Security is inherently built into Cloudflare’s edge-based architecture. Load Balancing benefits from being positioned behind Cloudflare’s comprehensive security suite, including DDoS protection, Web Application Firewall (WAF), and Bot Management. All traffic routed through the load balancer first passes through these security layers, protecting origins from malicious attacks, common web vulnerabilities, and automated threats. This integrated security posture means that even if a load-balanced origin is exposed, it remains shielded by Cloudflare’s advanced threat mitigation systems. Additionally, the use of Cloudflare Access can secure private origins, ensuring that only authorized users or services can reach them, even when they are part of a public-facing load balancing setup. This multi-layered defense provides a robust security framework, crucial for protecting critical applications and data in today’s threat landscape.

Conclusion

Cloudflare Load Balancing represents a sophisticated, edge-native solution for ensuring the high availability, performance, and scalability of modern applications.
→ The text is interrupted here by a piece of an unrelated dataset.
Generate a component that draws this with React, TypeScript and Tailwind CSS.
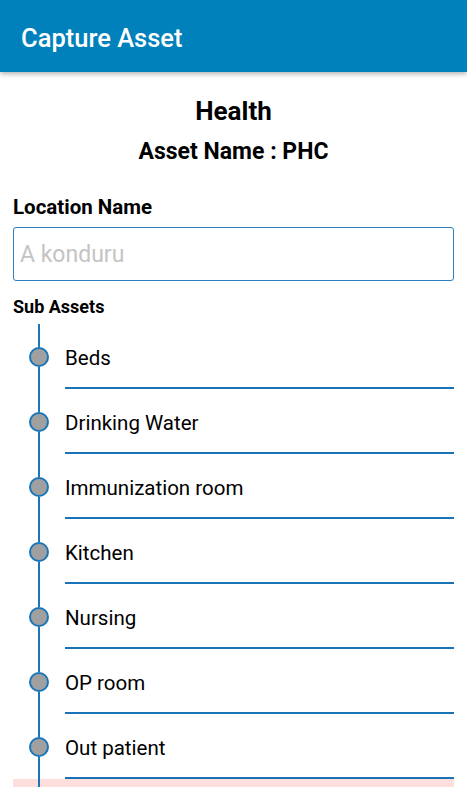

By leveraging its global Anycast network, intelligent health monitoring—including advanced Monitor Groups—and a comprehensive suite of traffic steering policies, Cloudflare empowers organizations to deliver resilient digital experiences. The deep integration with Cloudflare’s DNS and Workers platform further extends its capabilities, allowing for highly customized and dynamic routing logic. When combined with Cloudflare’s extensive performance optimizations and robust security features, the load balancer becomes an indispensable component of any contemporary application architecture. It not only addresses the fundamental need for traffic distribution but also provides a strategic advantage in managing complex, distributed systems, ultimately contributing to superior user satisfaction and operational efficiency.